Source data =
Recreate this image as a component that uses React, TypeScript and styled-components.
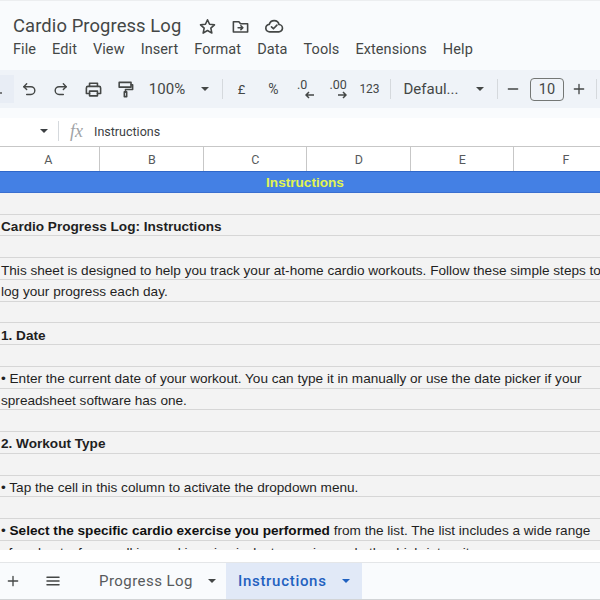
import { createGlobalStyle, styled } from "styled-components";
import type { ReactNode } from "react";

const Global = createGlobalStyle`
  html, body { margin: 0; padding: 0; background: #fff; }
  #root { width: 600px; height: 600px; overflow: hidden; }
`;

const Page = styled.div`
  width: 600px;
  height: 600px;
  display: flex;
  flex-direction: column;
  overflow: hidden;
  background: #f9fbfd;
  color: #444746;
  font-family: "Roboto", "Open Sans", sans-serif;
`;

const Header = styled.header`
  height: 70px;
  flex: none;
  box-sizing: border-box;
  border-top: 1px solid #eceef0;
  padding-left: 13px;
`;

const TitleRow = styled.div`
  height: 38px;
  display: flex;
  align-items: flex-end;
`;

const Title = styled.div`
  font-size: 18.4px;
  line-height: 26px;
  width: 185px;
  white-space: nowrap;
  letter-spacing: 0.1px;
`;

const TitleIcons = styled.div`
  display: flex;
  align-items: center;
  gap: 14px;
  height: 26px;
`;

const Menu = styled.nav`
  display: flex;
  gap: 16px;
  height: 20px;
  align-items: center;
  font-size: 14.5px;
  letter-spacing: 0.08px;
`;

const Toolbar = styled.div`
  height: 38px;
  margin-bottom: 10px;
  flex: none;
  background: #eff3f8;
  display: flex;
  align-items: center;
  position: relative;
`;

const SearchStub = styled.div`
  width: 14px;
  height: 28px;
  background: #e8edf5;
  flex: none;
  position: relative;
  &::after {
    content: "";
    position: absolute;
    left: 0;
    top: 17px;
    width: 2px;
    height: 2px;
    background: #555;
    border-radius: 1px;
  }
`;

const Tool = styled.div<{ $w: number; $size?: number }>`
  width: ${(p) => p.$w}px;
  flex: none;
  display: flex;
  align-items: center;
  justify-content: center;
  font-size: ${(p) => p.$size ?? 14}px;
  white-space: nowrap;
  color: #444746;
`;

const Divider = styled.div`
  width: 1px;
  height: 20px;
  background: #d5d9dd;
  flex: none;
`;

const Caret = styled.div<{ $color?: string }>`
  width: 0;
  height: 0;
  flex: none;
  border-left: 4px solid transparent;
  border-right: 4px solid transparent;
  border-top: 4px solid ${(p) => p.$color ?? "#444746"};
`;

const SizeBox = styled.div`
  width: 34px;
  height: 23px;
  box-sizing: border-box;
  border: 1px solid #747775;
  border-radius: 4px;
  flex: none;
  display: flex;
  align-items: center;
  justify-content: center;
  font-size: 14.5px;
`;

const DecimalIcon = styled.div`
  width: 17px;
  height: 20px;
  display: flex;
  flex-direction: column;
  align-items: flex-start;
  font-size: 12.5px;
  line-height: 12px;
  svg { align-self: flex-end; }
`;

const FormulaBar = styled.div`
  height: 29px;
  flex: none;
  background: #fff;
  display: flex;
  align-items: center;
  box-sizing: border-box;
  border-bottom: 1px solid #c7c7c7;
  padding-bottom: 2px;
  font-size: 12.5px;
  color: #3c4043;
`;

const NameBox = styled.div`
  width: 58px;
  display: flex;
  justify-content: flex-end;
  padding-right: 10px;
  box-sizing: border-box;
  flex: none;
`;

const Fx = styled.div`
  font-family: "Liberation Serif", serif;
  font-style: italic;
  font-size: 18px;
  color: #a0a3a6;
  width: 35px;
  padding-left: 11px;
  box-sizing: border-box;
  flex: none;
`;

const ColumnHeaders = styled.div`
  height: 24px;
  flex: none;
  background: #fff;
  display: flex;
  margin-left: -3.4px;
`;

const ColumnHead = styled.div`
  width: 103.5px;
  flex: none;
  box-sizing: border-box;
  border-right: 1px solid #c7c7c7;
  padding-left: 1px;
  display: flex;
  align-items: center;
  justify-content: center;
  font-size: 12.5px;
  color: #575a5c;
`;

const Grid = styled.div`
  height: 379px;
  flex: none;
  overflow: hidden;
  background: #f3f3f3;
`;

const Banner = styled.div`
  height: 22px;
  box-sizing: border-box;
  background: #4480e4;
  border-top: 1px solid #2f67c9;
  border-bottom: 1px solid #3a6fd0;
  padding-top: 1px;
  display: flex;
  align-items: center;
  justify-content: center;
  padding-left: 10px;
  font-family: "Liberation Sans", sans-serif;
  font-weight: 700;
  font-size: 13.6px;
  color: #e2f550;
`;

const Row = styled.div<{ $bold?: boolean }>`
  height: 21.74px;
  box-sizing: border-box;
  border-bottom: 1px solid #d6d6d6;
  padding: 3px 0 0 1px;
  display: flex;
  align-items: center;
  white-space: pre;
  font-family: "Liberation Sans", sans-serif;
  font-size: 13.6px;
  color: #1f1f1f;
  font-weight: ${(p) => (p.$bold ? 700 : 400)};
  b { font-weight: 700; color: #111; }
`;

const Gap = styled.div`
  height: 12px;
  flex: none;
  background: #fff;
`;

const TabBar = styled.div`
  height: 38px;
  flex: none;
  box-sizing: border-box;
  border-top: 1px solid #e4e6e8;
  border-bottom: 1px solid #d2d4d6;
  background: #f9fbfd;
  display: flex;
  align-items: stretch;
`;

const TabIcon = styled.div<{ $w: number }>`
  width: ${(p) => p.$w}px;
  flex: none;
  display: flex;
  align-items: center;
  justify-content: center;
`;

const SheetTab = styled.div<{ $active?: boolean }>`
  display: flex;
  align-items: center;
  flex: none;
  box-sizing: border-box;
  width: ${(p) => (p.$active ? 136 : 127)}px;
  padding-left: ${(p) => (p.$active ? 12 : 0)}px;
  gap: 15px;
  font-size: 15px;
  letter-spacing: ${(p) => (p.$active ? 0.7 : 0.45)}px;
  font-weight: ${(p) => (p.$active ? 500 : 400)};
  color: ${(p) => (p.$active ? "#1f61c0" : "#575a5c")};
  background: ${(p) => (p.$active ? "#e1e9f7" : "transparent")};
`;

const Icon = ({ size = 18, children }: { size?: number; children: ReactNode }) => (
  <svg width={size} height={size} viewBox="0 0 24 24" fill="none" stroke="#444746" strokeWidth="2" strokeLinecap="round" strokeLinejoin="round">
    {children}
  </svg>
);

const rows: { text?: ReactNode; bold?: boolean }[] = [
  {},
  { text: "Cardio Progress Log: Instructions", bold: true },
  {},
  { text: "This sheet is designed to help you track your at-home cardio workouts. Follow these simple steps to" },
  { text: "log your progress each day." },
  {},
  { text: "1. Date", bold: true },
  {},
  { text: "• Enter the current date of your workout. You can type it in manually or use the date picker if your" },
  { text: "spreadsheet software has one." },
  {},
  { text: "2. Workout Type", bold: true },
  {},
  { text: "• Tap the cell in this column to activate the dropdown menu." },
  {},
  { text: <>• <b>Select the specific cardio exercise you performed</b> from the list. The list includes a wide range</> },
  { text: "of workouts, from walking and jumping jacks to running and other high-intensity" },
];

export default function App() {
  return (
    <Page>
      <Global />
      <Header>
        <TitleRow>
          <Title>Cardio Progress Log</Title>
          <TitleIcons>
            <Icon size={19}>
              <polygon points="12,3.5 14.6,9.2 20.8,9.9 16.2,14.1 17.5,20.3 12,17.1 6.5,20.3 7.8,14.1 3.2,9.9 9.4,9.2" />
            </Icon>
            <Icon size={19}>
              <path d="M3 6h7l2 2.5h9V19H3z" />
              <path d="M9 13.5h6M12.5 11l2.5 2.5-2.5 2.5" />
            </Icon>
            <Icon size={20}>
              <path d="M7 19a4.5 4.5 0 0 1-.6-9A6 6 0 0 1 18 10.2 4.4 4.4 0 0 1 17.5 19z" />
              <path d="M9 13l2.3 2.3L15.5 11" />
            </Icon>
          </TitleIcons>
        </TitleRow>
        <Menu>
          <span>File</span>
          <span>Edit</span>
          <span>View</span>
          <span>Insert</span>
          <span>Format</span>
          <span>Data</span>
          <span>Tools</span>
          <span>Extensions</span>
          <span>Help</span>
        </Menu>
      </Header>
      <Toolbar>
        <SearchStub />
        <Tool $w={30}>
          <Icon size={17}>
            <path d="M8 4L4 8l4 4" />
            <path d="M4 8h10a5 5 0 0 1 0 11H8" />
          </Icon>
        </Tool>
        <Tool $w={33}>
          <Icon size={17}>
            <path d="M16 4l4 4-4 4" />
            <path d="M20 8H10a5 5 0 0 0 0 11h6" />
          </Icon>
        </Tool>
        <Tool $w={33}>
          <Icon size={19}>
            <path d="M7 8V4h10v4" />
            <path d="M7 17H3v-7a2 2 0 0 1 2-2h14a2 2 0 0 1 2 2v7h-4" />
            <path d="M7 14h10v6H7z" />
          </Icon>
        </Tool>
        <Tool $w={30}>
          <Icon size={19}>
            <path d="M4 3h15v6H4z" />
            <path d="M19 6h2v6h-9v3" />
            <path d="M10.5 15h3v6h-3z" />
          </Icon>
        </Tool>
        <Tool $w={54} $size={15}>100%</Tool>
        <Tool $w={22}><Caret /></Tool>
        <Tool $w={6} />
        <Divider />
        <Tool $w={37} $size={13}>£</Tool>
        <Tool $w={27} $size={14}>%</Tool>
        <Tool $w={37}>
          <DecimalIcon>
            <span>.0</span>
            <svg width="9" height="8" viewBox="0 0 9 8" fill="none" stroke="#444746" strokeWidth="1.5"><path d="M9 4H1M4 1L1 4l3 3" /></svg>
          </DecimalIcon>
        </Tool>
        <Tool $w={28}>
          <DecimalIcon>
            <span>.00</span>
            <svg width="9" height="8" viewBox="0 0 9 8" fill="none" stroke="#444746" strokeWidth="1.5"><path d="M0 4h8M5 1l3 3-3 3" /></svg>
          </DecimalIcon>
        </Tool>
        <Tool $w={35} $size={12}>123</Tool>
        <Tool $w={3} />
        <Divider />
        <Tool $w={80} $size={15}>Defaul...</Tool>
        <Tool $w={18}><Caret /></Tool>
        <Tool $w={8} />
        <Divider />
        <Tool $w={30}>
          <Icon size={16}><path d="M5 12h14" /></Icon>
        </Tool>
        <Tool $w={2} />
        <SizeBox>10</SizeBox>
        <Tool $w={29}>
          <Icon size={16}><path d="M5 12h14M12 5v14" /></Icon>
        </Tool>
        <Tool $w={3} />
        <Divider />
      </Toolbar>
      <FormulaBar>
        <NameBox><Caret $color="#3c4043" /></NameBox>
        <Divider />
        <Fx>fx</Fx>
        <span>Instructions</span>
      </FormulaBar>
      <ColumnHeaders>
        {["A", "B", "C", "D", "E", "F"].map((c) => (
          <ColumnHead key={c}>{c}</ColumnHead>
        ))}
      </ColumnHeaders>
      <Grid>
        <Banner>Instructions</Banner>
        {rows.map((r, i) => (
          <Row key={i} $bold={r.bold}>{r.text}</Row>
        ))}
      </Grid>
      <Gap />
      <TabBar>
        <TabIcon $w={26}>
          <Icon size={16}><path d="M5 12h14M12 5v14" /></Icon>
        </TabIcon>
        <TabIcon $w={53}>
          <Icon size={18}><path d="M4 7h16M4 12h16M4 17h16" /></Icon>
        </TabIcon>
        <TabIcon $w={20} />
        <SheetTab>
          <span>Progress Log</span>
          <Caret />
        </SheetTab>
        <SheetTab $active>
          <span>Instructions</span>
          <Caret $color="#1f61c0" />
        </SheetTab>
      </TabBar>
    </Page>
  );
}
--
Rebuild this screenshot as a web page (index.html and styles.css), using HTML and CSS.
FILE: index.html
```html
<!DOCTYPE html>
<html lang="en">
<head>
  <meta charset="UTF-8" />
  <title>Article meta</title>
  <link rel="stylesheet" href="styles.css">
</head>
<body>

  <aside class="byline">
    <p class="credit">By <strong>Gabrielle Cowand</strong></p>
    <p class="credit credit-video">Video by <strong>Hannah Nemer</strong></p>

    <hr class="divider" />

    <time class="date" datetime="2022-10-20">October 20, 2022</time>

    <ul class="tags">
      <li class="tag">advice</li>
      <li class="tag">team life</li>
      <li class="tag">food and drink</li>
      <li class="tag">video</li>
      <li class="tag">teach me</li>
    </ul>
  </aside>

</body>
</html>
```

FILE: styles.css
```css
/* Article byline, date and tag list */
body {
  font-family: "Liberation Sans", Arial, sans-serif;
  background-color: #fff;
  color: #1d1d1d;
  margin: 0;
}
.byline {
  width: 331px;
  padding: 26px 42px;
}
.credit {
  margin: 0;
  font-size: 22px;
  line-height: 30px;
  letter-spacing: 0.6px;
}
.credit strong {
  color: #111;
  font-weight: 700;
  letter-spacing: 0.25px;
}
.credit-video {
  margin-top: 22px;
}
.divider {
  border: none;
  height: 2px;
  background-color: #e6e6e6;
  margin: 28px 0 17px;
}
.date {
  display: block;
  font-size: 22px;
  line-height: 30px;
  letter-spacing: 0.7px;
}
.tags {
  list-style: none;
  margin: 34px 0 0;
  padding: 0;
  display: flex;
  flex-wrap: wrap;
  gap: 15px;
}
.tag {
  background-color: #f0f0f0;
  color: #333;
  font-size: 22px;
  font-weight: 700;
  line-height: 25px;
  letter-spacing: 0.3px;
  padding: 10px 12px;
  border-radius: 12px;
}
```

Problem description =
From the data above, copy each line that has the string "index".

Complete output =
Rebuild this screenshot as a web page (index.html and styles.css), using HTML and CSS.
FILE: index.html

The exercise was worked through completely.